Core metrics that make ranking data useful
Keyword movement
Movement is the fastest way to spot change. A control panel should show which keywords improved, declined, or stayed flat over a selected period. This matters because a keyword moving from position 11 to 8 often deserves more attention than one moving from 48 to 42. The first shift can materially change traffic potential.
Search visibility
Visibility summarizes how prominent your tracked keywords are in search results. Rather than focusing on a single term, visibility shows whether your overall footprint is expanding or contracting. This helps teams evaluate campaign impact at a portfolio level, especially when rankings fluctuate across dozens or hundreds of terms.
Ranking spread
Ranking spread shows how your keywords are distributed across position ranges. If most terms sit in positions 11 to 20, you likely have a strong near-page-one opportunity. If your spread is concentrated in positions 1 to 3 for branded terms but weak for non-branded terms, the panel exposes that imbalance immediately.
Tracking cadence
Cadence determines how quickly you can detect meaningful changes. Daily tracking is usually best for active campaigns, competitive categories, and pages that were recently updated. Weekly tracking may be enough for lower-priority keyword sets or long-cycle content programs. The control panel should make cadence visible so teams know whether they are looking at fresh signals or slower trend data.
When to use a keyword rank control panel
Use it when you need to monitor performance consistently and turn ranking data into prioritization. It is especially useful after publishing new landing pages, updating important content, changing internal linking, rolling out title tag revisions, or entering a new location or product category. It also becomes essential when multiple stakeholders need a shared view of SEO progress.
For in-house teams, the control panel helps connect rankings to page-level ownership and reporting cycles. For agencies, it supports client communication by showing measurable movement and highlighting where work is producing gains. For ecommerce and lead generation teams, it helps identify which keyword clusters are close to stronger visibility and where competitors are taking ground.
How SEO teams use ranking data to make decisions
Prioritize near-win keywords
Keywords ranking just outside the top 10 often offer the best return on effort. A control panel makes these terms easy to isolate so teams can improve the associated pages with better on-page targeting, stronger internal links, refreshed copy, or more relevant supporting content.

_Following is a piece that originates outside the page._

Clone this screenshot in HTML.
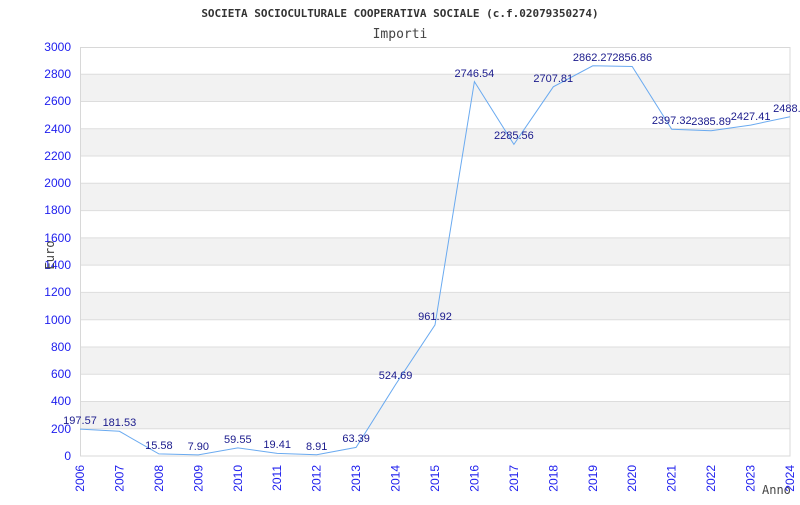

Identify page cannibalization
If multiple URLs appear for the same keyword group over time, the panel can reveal unstable ranking ownership. That is often a sign to consolidate content, strengthen canonical signals, or clarify page intent.
Measure the effect of SEO changes
After a content refresh or technical fix, ranking movement should be reviewed against the date of the change. A good control panel helps teams compare before-and-after periods so they can separate normal fluctuation from real improvement.

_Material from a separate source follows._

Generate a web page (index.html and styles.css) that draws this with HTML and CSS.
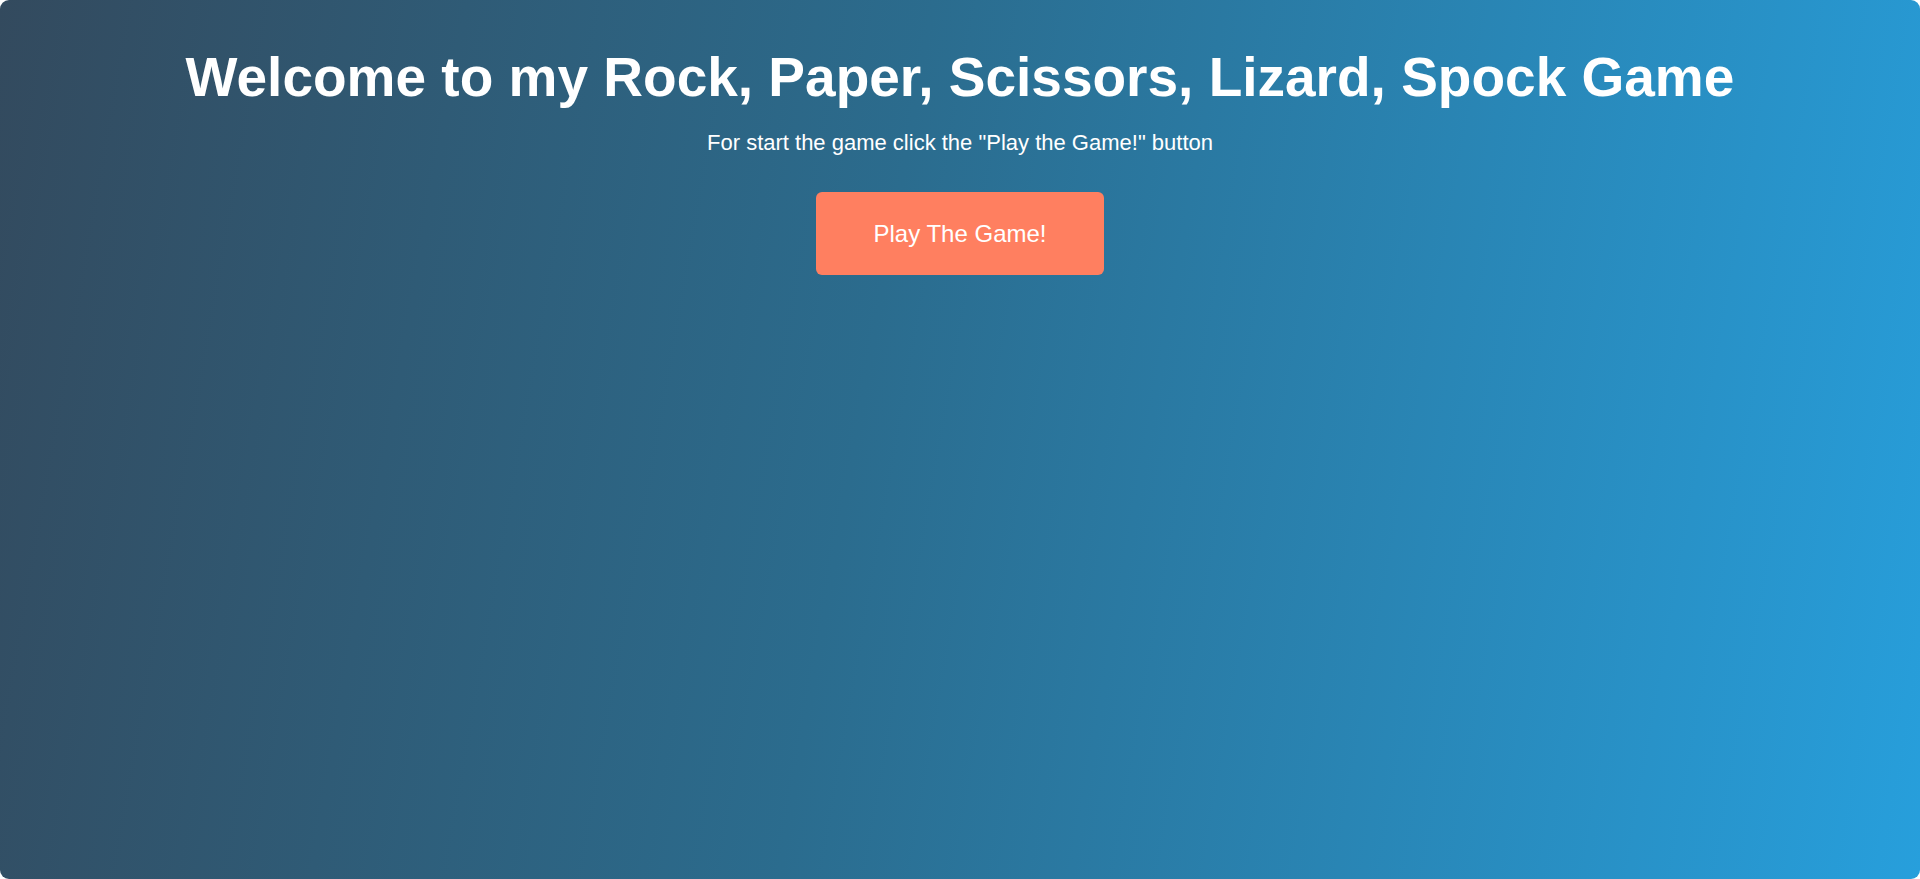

Segment by market and device
Desktop and mobile rankings can behave differently, and local intent can vary by city or region. Segmenting performance inside the control panel helps teams avoid broad assumptions and make more accurate optimization decisions.
Practical benefits
- Spot ranking declines before they affect larger keyword groups
- Find page-one opportunities faster by filtering position bands
- Compare branded and non-branded visibility clearly
- Track campaign impact across locations, devices, and landing pages
- Give stakeholders a simple view of SEO progress without manual reporting
What to include in a useful control panel
A practical setup should group keywords by business priority, not just topic. That means separating revenue-driving terms, informational support terms, branded queries, and local or product-specific sets. The panel should also connect keywords to landing pages so ranking changes can be tied to a page owner and next step.
Useful filters include search intent, location, device, tag, keyword cluster, and ranking band. Alerting is also valuable. If a high-priority keyword drops out of the top 10 or a tracked page gains multiple new top-3 positions, the team should know quickly.

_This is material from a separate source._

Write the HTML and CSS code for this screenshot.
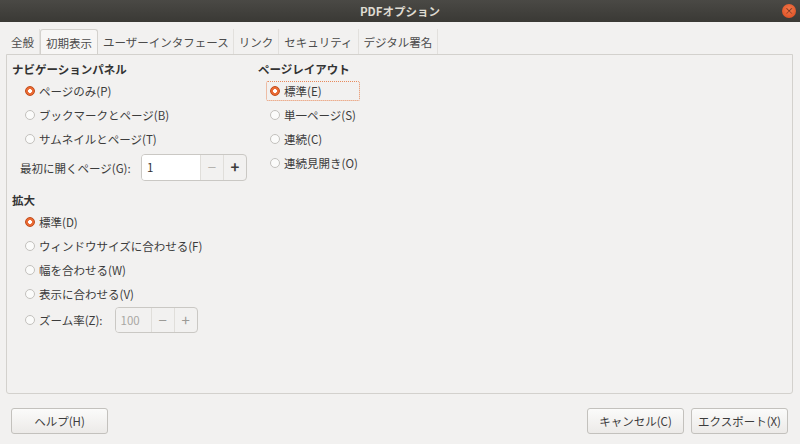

For reporting, trend lines should be paired with distribution snapshots. A visibility graph is helpful, but it becomes much more actionable when combined with a view showing how many keywords sit in positions 1 to 3, 4 to 10, 11 to 20, and beyond.
Short workflow example
An SEO manager reviews the control panel every Monday morning. They filter for non-branded keywords in positions 8 to 15, then sort by weekly movement and business value. One product category page has five terms sitting between positions 9 and 13, with two declining slightly on mobile. The manager assigns a content update, adds internal links from related guides, and schedules a technical check for mobile page speed. Over the next two weeks, the panel shows three of those terms entering the top 10 and visibility for that category rising.
How often to review the control panel
Daily review makes sense for high-value campaigns, volatile search spaces, and active optimization periods. Weekly review is often enough for broader editorial programs and executive reporting. Monthly review alone is usually too slow for teams that need to catch declines, validate changes, or capitalize on emerging gains. The right cadence depends on how quickly your team can act on the data, but the control panel should support both fast checks and longer trend analysis.
FAQ
What is the difference between keyword movement and search visibility?
Keyword movement shows position changes for individual terms. Search visibility summarizes overall ranking presence across your tracked keyword set.
How many keywords should a control panel track?
Track enough keywords to reflect your priority pages, core topics, and markets. Most teams start with high-intent and high-value terms, then expand into supporting clusters.
Is daily tracking necessary?
Not always. Daily tracking is best for active campaigns and competitive sectors. Weekly tracking can work for lower-priority groups where trend direction matters more than short-term fluctuation.
What should I do when rankings drop?
Check whether the drop affects one keyword, one page, or an entire cluster. Then review recent page changes, competitor movement, device or location differences, and whether the page still matches search intent.